There was silence in the court.

‘So be it,’ said Sophia at length; ‘as you have sown, so shall you reap. You have been accused of high treason to my house, you have been found guilty. Your crime is the more odious in that you must needs act through another; you must needs make my unhappy husband your tool. You have done a monstrous thing. The sentence of the Court is confirmed, and for the remainder of your days you are confined in our prison at Amandos.’

Malakopf was removed, and when he had gone Sophia turned to Petros.

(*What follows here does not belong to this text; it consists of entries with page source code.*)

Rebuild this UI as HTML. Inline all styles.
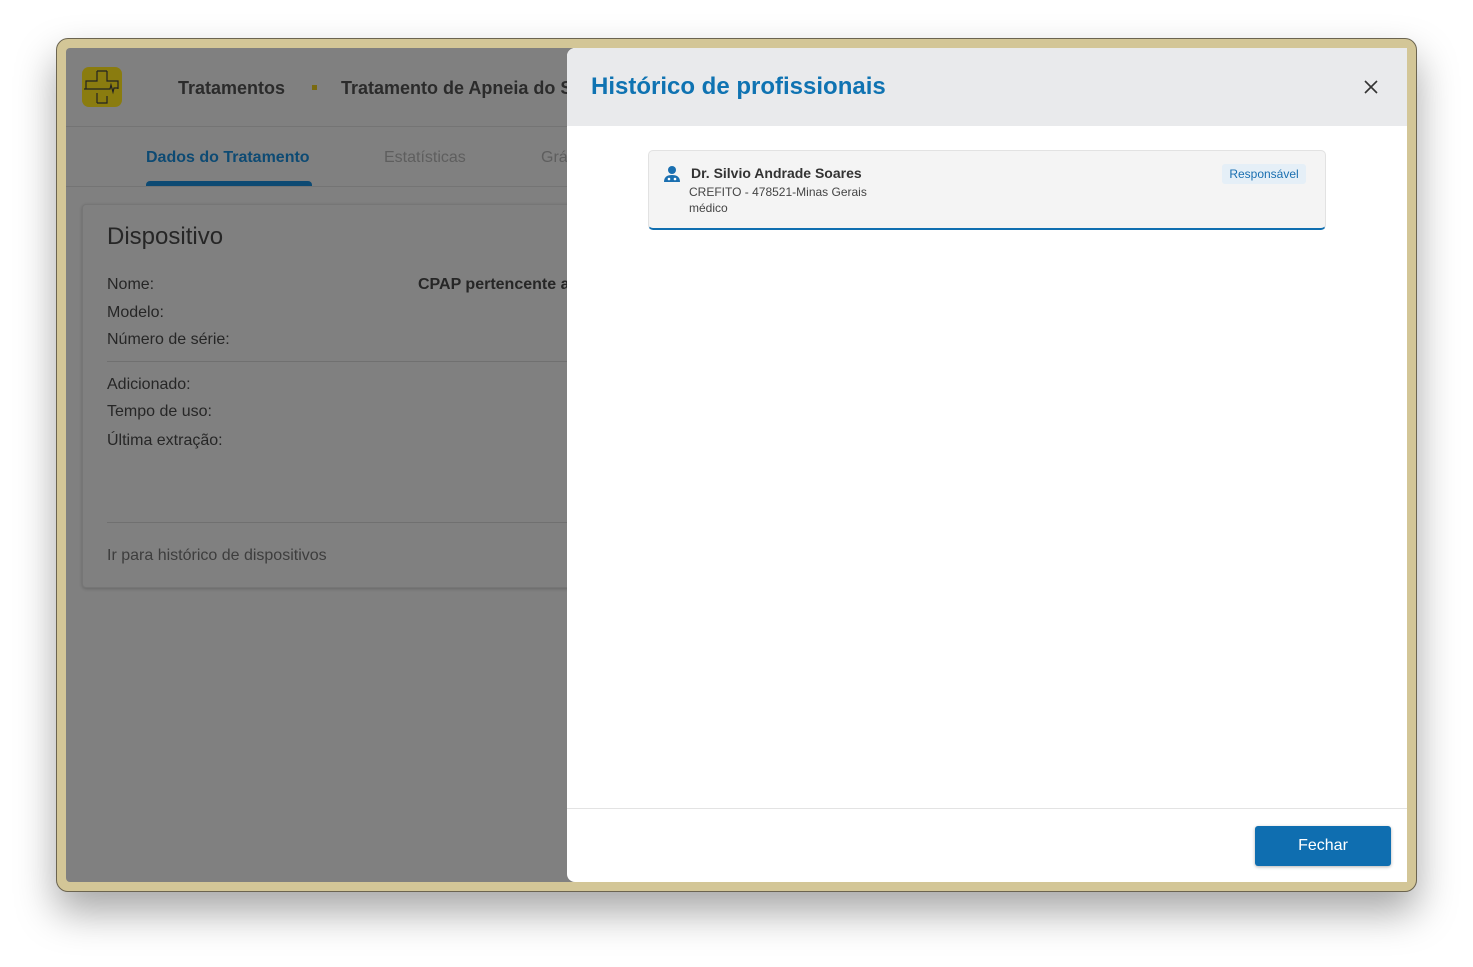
<!DOCTYPE html>
<html><head><meta charset="utf-8"><style>
*{margin:0;padding:0;box-sizing:border-box}
body{width:1473px;height:967px;background:#fff;font-family:"Liberation Sans",sans-serif;position:relative;overflow:hidden}
.frame{position:absolute;left:56px;top:38px;width:1361px;height:854px;background:#d3c697;border-radius:12px;border:1px solid #6b6450;box-shadow:0 20px 40px rgba(0,0,0,.35)}
.screen{position:absolute;left:66px;top:48px;width:1341px;height:834px;background:#808080;overflow:hidden;border-radius:4px}
.t{position:absolute;white-space:nowrap}
.modal{position:absolute;left:567px;top:48px;width:840px;height:834px;background:#fff;border-radius:8px 0 0 8px;overflow:hidden}
</style></head><body>
<div class="frame"></div>
<div class="screen">
 <div style="position:absolute;left:16px;top:19px;width:40px;height:40px;background:#8a7c0f;border-radius:7px"></div>
 <svg style="position:absolute;left:16px;top:19px" width="40" height="40" viewBox="0 0 40 40" fill="none" stroke="#222" stroke-width="1.2"><path d="M15 4V14H4V22 M25 4H15 M25 4V14H36V22 M2 22H28L29 18L31 25L32 21H36 M15 36V26 M15 36H25V29"/></svg>
 <div class="t" style="left:112px;top:30px;font-size:18px;font-weight:bold;color:#2b2b2b">Tratamentos</div>
 <div style="position:absolute;left:246px;top:37px;width:5px;height:5px;background:#7a6a10"></div>
 <div class="t" style="left:275px;top:30px;font-size:18px;font-weight:bold;color:#2b2b2b">Tratamento de Apneia do S</div>
 <div style="position:absolute;left:0;top:78px;width:100%;height:1px;background:#747474"></div>
 <div class="t" style="left:80px;top:101px;font-size:16px;font-weight:bold;color:#0d4a73">Dados do Tratamento</div>
 <div class="t" style="left:318px;top:101px;font-size:16px;color:#5e5e5e">Estatísticas</div>
 <div class="t" style="left:475px;top:101px;font-size:16px;color:#5e5e5e">Grá</div>
 <div style="position:absolute;left:80px;top:133px;width:166px;height:6px;background:#0d4a73;border-radius:4px 4px 0 0"></div>
 <div style="position:absolute;left:0;top:138px;width:100%;height:1px;background:#747474"></div>
 <div style="position:absolute;left:16px;top:156px;width:560px;height:384px;border:1px solid #767676;border-radius:4px;background:#808080;box-shadow:0 1px 3px rgba(0,0,0,.2)"></div>
 <div class="t" style="left:41px;top:175px;font-size:24px;color:#262626">Dispositivo</div>
 <div class="t" style="left:41px;top:228px;font-size:16px;color:#262626">Nome:</div>
 <div class="t" style="left:352px;top:228px;font-size:16px;font-weight:bold;color:#262626">CPAP pertencente a</div>
 <div class="t" style="left:41px;top:256px;font-size:16px;color:#262626">Modelo:</div>
 <div class="t" style="left:41px;top:283px;font-size:16px;color:#262626">Número de série:</div>
 <div style="position:absolute;left:41px;top:313px;width:520px;height:1px;background:#707070"></div>
 <div class="t" style="left:41px;top:328px;font-size:16px;color:#262626">Adicionado:</div>
 <div class="t" style="left:41px;top:355px;font-size:16px;color:#262626">Tempo de uso:</div>
 <div class="t" style="left:41px;top:384px;font-size:16px;color:#262626">Última extração:</div>
 <div style="position:absolute;left:41px;top:474px;width:520px;height:1px;background:#707070"></div>
 <div class="t" style="left:41px;top:499px;font-size:16px;color:#3d3d3d">Ir para histórico de dispositivos</div>
</div>
<div class="modal">
 <div style="position:absolute;left:0;top:0;width:840px;height:78px;background:#e9eaec"></div>
 <div class="t" style="left:24px;top:25px;font-size:24px;font-weight:bold;color:#0f73b2">Histórico de profissionais</div>
 <svg style="position:absolute;left:796px;top:31px" width="16" height="16" viewBox="0 0 16 16" stroke="#333" stroke-width="1.6"><path d="M2 2L14 14M14 2L2 14"/></svg>
 <div style="position:absolute;left:81px;top:102px;width:678px;height:80px;background:#f4f4f4;border:1px solid #e2e2e2;border-bottom:2px solid #0f6eb0;border-radius:5px"></div>
 <svg style="position:absolute;left:96px;top:117px" width="18" height="18" viewBox="0 0 18 18" fill="#1a6fb0"><circle cx="9" cy="5" r="4"/><path d="M1 17C1 12 4 10 9 10C14 10 17 12 17 17Z"/><circle cx="6" cy="14" r="1.3" fill="#fff"/><circle cx="12" cy="14" r="1.3" fill="#fff"/></svg>
 <div class="t" style="left:124px;top:117px;font-size:14px;font-weight:bold;color:#333">Dr. Silvio Andrade Soares</div>
 <div class="t" style="left:122px;top:137px;font-size:12px;color:#444">CREFITO - 478521-Minas Gerais</div>
 <div class="t" style="left:122px;top:153px;font-size:12px;color:#444">médico</div>
 <div style="position:absolute;left:655px;top:116px;width:84px;height:20px;background:#e5eff7;border-radius:3px;font-size:12px;color:#1a6fb0;text-align:center;line-height:20px">Responsável</div>
 <div style="position:absolute;left:0;top:760px;width:840px;height:1px;background:#e3e3e3"></div>
 <div style="position:absolute;left:688px;top:778px;width:136px;height:40px;background:#0f6eb0;border-radius:3px;color:#fff;font-size:16px;text-align:center;line-height:40px;box-shadow:0 1px 3px rgba(0,0,0,.3)">Fechar</div>
</div>
</body></html>
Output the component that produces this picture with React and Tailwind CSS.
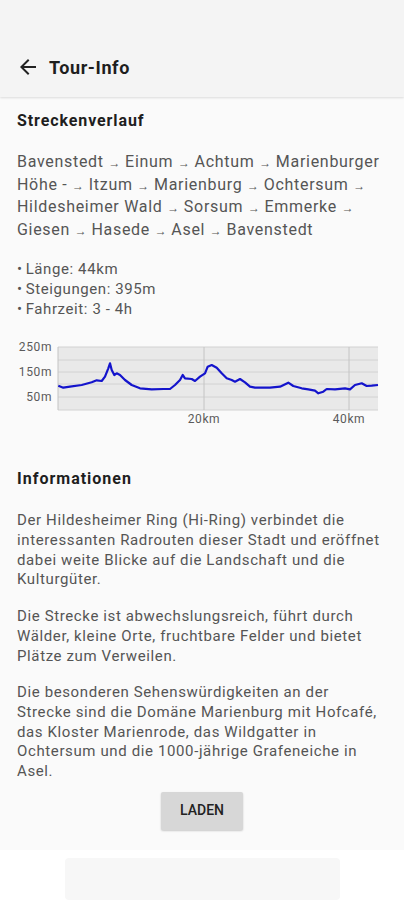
import React from "react";

const pts = [
  [58.3, 385.7], [63.3, 387.7], [70, 386.7], [81.7, 385], [91.7, 382.3], [96.7, 380.3], [101.7, 381],
  [105, 376.7], [108.3, 368.3], [110, 363.3], [111.7, 370], [114.3, 375], [116.7, 373.3], [120, 375],
  [125, 380], [131.7, 385], [140, 388.3], [151.7, 389.3], [163.3, 389], [170, 389], [175, 385],
  [180, 380], [182.7, 375], [185, 378.3], [191.7, 379], [195, 381], [200, 376.7], [205, 373.3],
  [207.7, 366.7], [211.7, 365], [216.7, 367.7], [221.7, 373.3], [226.7, 378.3], [231.7, 380],
  [235, 381.7], [240, 379], [245, 382.3], [250, 386.7], [255, 387.7], [270, 387.7], [280, 386.7],
  [288.3, 382.7], [293.3, 386], [301.7, 388.3], [308.3, 389.3], [315, 390.7], [318.3, 393.3],
  [323.3, 391.7], [326.7, 389], [335, 389.3], [345, 388.3], [350, 389.3], [355, 385], [361.7, 383.3],
  [366.7, 386], [371.7, 385.7], [378, 385],
];

function Chart() {
  const ox = 10;
  const oy = 337;
  const d = pts.map((p, i) => `${i ? "L" : "M"}${(p[0] - ox).toFixed(1)} ${(p[1] - oy).toFixed(1)}`).join(" ");
  const hy = [347, 360, 372, 384, 397, 410];
  return (
    <svg width="372" height="92" viewBox="0 0 372 92" className="block">
      <rect x={58 - ox} y={347 - oy} width={378 - 58} height={410 - 347} fill="#e9e9e9" />
      {hy.map((y) => (
        <line key={y} x1={58 - ox} x2={378 - ox} y1={y - oy} y2={y - oy} stroke="#d2d2d2" strokeWidth="1" />
      ))}
      {[58, 204, 349].map((x) => (
        <line key={x} x1={x - ox} x2={x - ox} y1={347 - oy} y2={410 - oy} stroke="#c4c4c4" strokeWidth="1" />
      ))}
      <path d={d} fill="none" stroke="#1414cc" strokeWidth="2.2" strokeLinejoin="round" />
      <g fill="#5a5a5a" fontSize="12" letterSpacing="0.6" fontFamily="Roboto, sans-serif">
        <text x={52 - ox} y={351 - oy} textAnchor="end">250m</text>
        <text x={52 - ox} y={376 - oy} textAnchor="end">150m</text>
        <text x={52 - ox} y={401 - oy} textAnchor="end">50m</text>
        <text x={204 - ox} y={423 - oy} textAnchor="middle">20km</text>
        <text x={349 - ox} y={423 - oy} textAnchor="middle">40km</text>
      </g>
    </svg>
  );
}

const A = () => <span className="text-[12px] leading-none tracking-normal">→</span>;

export default function App() {
  return (
    <div className="w-[404px] h-[900px] bg-[#fafafa] font-['Roboto',sans-serif] flex flex-col overflow-hidden">
      <div className="h-[97px] bg-[#f4f4f4] shadow-[0_1px_2px_rgba(0,0,0,0.12)] pt-[39px] shrink-0 relative z-10">
        <div className="h-[56px] flex items-center pl-[16px]">
          <svg width="24" height="24" viewBox="0 0 24 24" fill="#222">
            <path d="M20 11H7.83l5.59-5.59L12 4l-8 8 8 8 1.41-1.41L7.83 13H20v-2z" />
          </svg>
          <span className="ml-[9px] text-[18px] font-bold tracking-[0.6px] text-[#1e1e1e]">Tour-Info</span>
        </div>
      </div>

      <div className="flex-1 flex flex-col px-[17px]">
        <div className="mt-[14px] text-[16px] leading-[20px] font-bold tracking-[0.9px] text-[#1e1e1e]">Streckenverlauf</div>
        <p className="mt-[20px] text-[16px] leading-[22.6px] tracking-[0.7px] text-[#555]">
          Bavenstedt <A /> Einum <A /> Achtum <A /> Marienburger Höhe - <A /> Itzum <A /> Marienburg <A /> Ochtersum <A /> Hildesheimer Wald <A /> Sorsum <A /> Emmerke <A /> Giesen <A /> Hasede <A /> Asel <A /> Bavenstedt
        </p>
        <div className="mt-[18px] text-[15px] leading-[20px] tracking-[0.6px] text-[#555]">
          <div><span className="mr-[3px]">•</span>Länge: 44km</div>
          <div><span className="mr-[3px]">•</span>Steigungen: 395m</div>
          <div><span className="mr-[3px]">•</span>Fahrzeit: 3 - 4h</div>
        </div>
        <div className="mt-[18px] -ml-[7px]">
          <Chart />
        </div>
        <div className="mt-[40px] text-[16px] leading-[20px] font-bold tracking-[1px] text-[#1e1e1e]">Informationen</div>
        <div className="mt-[22px] text-[15px] leading-[19.7px] tracking-[0.62px] text-[#555]">
          <p className="mb-[17px]">
            Der Hildesheimer Ring (Hi-Ring) verbindet die interessanten Radrouten dieser Stadt und eröffnet dabei weite Blicke auf die Landschaft und die Kulturgüter.
          </p>
          <p className="mb-[17px]">
            Die Strecke ist abwechslungsreich, führt durch Wälder, kleine Orte, fruchtbare Felder und bietet Plätze zum Verweilen.
          </p>
          <p>
            Die besonderen Sehenswürdigkeiten an der Strecke sind die Domäne Marienburg mit Hofcafé, das Kloster Marienrode, das Wildgatter in Ochtersum und die 1000-jährige Grafeneiche in Asel.
          </p>
        </div>
        <div className="mt-[10px] flex justify-center">
          <button className="w-[82px] h-[38px] bg-[#d7d7d7] rounded-[2px] shadow-[0_1px_2px_rgba(0,0,0,0.2)] text-[14px] font-medium text-[#222]">
            LADEN
          </button>
        </div>
      </div>
      <div className="h-[50px] bg-white flex justify-center pt-[8px] shrink-0">
        <div className="w-[275px] h-[42px] bg-[#f7f7f7] rounded-[4px]"></div>
      </div>
    </div>
  );
}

‘Oh, Petros,’ she said, leaning forward, and speaking so that he alone could clearly hear her, ‘have I deserved this of you? What had I done that you could treat me so? Was it not your place rather to reason with me, if you thought I was acting unwisely for my people? If you thought I ought to have been more sedulous in my duties, should you not have told me so? Yes, you will say that I did not give a very patient ear to you, and thus the fault is partly mine, and I own it. But no good fruit ever came out of disloyalty, and even if your infamous plan had succeeded, the fruit would have been an apple from the Dead Sea, dust and ashes to your mouth. Perhaps this is no time to make reproaches, but we shall not meet again, my poor Petros, and what I have to say to you must be said now.’

She stopped a moment; her voice was soft with tears, and trembled. The unhappy man had covered his face with his hands, and his shoulders shook with his sobbing.

‘Petros,’ she went on, ‘what a change is here, since when you came so gallantly to Amandos, since we sat all night at bezique, since we rode to the review, and raced home! We have not made a very successful marriage, and I blame myself, believe me, as much as you. But that it should come to this! There I blame you. Did I not warn you? Have the justice to admit that I warned you when I told you that you were no Napoleon. Jesting words, no doubt; but you are not slow, and you saw what I meant. Oh, I know well that you saw what I meant. Again, when I left Mavromáti, did I not say that I trusted you to the utmost? I could think of nothing which should have been so tonic as that. If there had been one seed of loyalty in you, those words should have warmed and watered it.’

Petros raised his head.

‘Before God, Sophia,’ he cried, ‘I never thought——’

She shook her head.

‘Do not say that,’ she said, ‘for you did think. You must have calculated long and carefully. I should, I think, have forgiven you if you had in some sudden exasperation tried to cut my throat, for I know how exasperating I must often have been; but this scheming and cold-blooded conspiracy, it beats me! I cannot understand it. My poor friend, I do not mean to mock at you, but you would have been a more successful figure to-day if you had stuck to your riding and your bezique. Good-bye, Petros; we shall not meet again. You shall know how Leonard grows up.’